@MeepyMupp
The posters saying that the kids probably don't talk about it at school.. you couldn't be more wrong. I used to work in a school and it was the hot topic of conversation with the kids young enough to still take part with elf on the shelf. It sometimes caused upset with the children, if the child didn't have an elf on the shelf or another child got presents, sweets etc with theirs. I remember one time a child crying uncontrollably at lunch because she didn't have an elf on the shelf and other children were teasing her. Another child just had the elf but didn't get a present with him and was told be another child it was because she was 'on the naughty list.'
Too true. (Former School Teacher)
We had all this shit to deal with one year when a school choir event fell on an Easter Sunday one year too but with the “Easter Bunny”. This seven year old kid bursts into the church hall with a huge, sparkly Jojo Siwa rainbow sparkly backpack with a big bow on it, sticking out of backpack was a big Build A Bear Bunny in a rainbow sparkly dress and matching bow, kid has matching mahoosive rainbow sparkly bow in her hair, plus new sparkly converses and some sort of very coveted T-shirt and sparkly bomber jacket plus a gift bag full of chocolate (Lindt bunnies, giant tube of creme eggs etc). Of course all her friends crowd round her and one parent said “oh Sophie! We didn’t know it was your birthday!”
“It’s not.
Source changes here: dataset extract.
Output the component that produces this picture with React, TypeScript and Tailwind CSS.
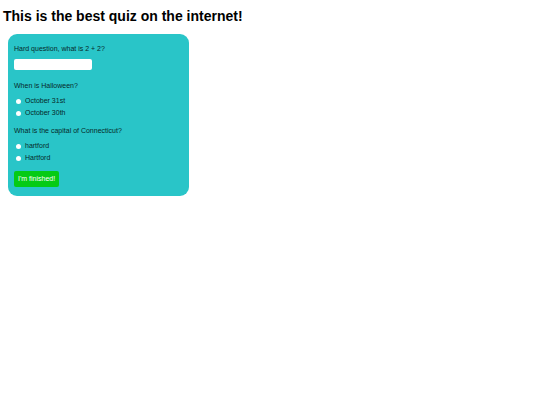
import { useState } from "react";

type ChoiceQuestion = {
  name: string;
  question: string;
  options: string[];
};

const choiceQuestions: ChoiceQuestion[] = [
  {
    name: "halloween",
    question: "When is Halloween?",
    options: ["October 31st", "October 30th"],
  },
  {
    name: "capital",
    question: "What is the capital of Connecticut?",
    options: ["hartford", "Hartford"],
  },
];

export default function App() {
  const [sum, setSum] = useState("");
  const [answers, setAnswers] = useState<Record<string, string>>({});

  return (
    <main className="min-h-screen bg-white font-['Liberation_Sans',Arial,sans-serif] text-black">
      <h1 className="px-[3px] pt-2 text-[14px] leading-4 font-bold">
        This is the best quiz on the internet!
      </h1>

      <form
        onSubmit={(e) => e.preventDefault()}
        className="mx-2 mt-2.5 max-w-[181px] rounded-[9px] bg-[#29c5c8] px-1.5 pt-[9px] pb-[9px] text-[7px] leading-3 text-[#06292a]"
      >
        <label htmlFor="sum" className="block">
          Hard question, what is 2 + 2?
        </label>
        <input
          id="sum"
          type="text"
          value={sum}
          onChange={(e) => setSum(e.target.value)}
          className="mt-1 mb-2.5 block h-[11px] w-[78px] rounded-xs bg-white px-1"
        />

        {choiceQuestions.map((q) => (
          <fieldset key={q.name} className="mb-1.5">
            <legend className="mb-[3px]">{q.question}</legend>
            {q.options.map((option) => (
              <label key={option} className="flex items-center gap-1 pl-0.5">
                <input
                  type="radio"
                  name={q.name}
                  value={option}
                  checked={answers[q.name] === option}
                  onChange={() => setAnswers({ ...answers, [q.name]: option })}
                  className="size-[5px] appearance-none rounded-full bg-white checked:bg-blue-600"
                />
                {option}
              </label>
            ))}
          </fieldset>
        ))}

        <button
          type="submit"
          className="mt-[7px] block h-4 rounded-xs bg-[#05cb14] px-1 text-white"
        >
          I'm finished!
        </button>
      </form>
    </main>
  );
}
The Easter Bunny brought me all of it!!!”
It was frigging carnage.
“Why did the Easter Bunny not bring me anything?”
“The Easter Bunny only brought me an egg”
“There’s no such thing as the Easter Bunny”
(which Sophie replied to with “my Mummy says anybody who says that is just jealous. Maybe the Easter Bunny didn’t bring YOU anything because you aren’t very nice?”)
Parents were looking on in disgust, palpable animosity towards Sophie’s parents but, in their absence, directed at Sophie. We persuaded Sophie to put her bunny, toys, jacket somewhere safe (instead of waving it around under the upset children’s noses).
Of course, Sophie then wouldn’t share any of her giant bag of chocolate “Mummy said it’s to keep me going until after the concert”. Later an oblivious parent turned up with a big bag of the same mini eggs that Sophie had for all the children to share and help themselves too. It got mixed up with Sophie’s, and a couple of kids had maybe 3 mini eggs and she threw a tantrum. Parents got involved and told Sophie she was being greedy and had a whole gift bag of sweeties and maybe she shouldn’t have brought things she didn’t want to share and that she shouldn’t have shown off. To be fair she wasn’t showing off, she was 7 and genuinely believed it all came from the Easter Bunny and was excited.
One Mum was crying as her child thought she’d been genuinely naughty and that’s why she didn’t get £200 worth of stuff for Easter. This Mum had recently separated, had no money, said the pressure was too much to deal with and she constantly felt she couldn’t keep up. She mentioned Elf on the Shelf, Christmas Eve boxes etc being bad enough but now all this Easter Bunny stuff on top was extra expense she couldn’t cope with. Lots of parents badmouthing Sophie’s parents. Sophie’s Mum arrived at pick up, some passive aggressive joking from other parents about them having to up their Easter Bunny game, “thanks for showing me up!” etc. Sophie’s Mum makes a comment about “refusing to be made to feel bad about other people’s lack of effort to make Easter fun and magical for their children.” Broke Mum bursts into tears. Rest of parents furious. Sophie is now crying, “why does everyone hate me?”
Honestly, you may all think children don’t boast but they absolutely do. They always have and it is really hard to deal with as a teacher. We always had strategies for Santa. As he came in the holidays we didn’t have to deal with the immediate fall out. But now with Elf on the Shelf, Breakfast with Santa, kids taken out of school to go to Lapland (either the U.K. one or the REAL one) etc etc, it just goes on forever. Every first of December I’d have to deal with 5 and 6 year olds sobbing because they didn’t have an Elf or because someone had said their Dad said the elves weren’t real etc... does that mean everyone shouldn’t do it? Well...no. But there IS a fall out. And the more lies we tell our children, the more upset there is further down the line.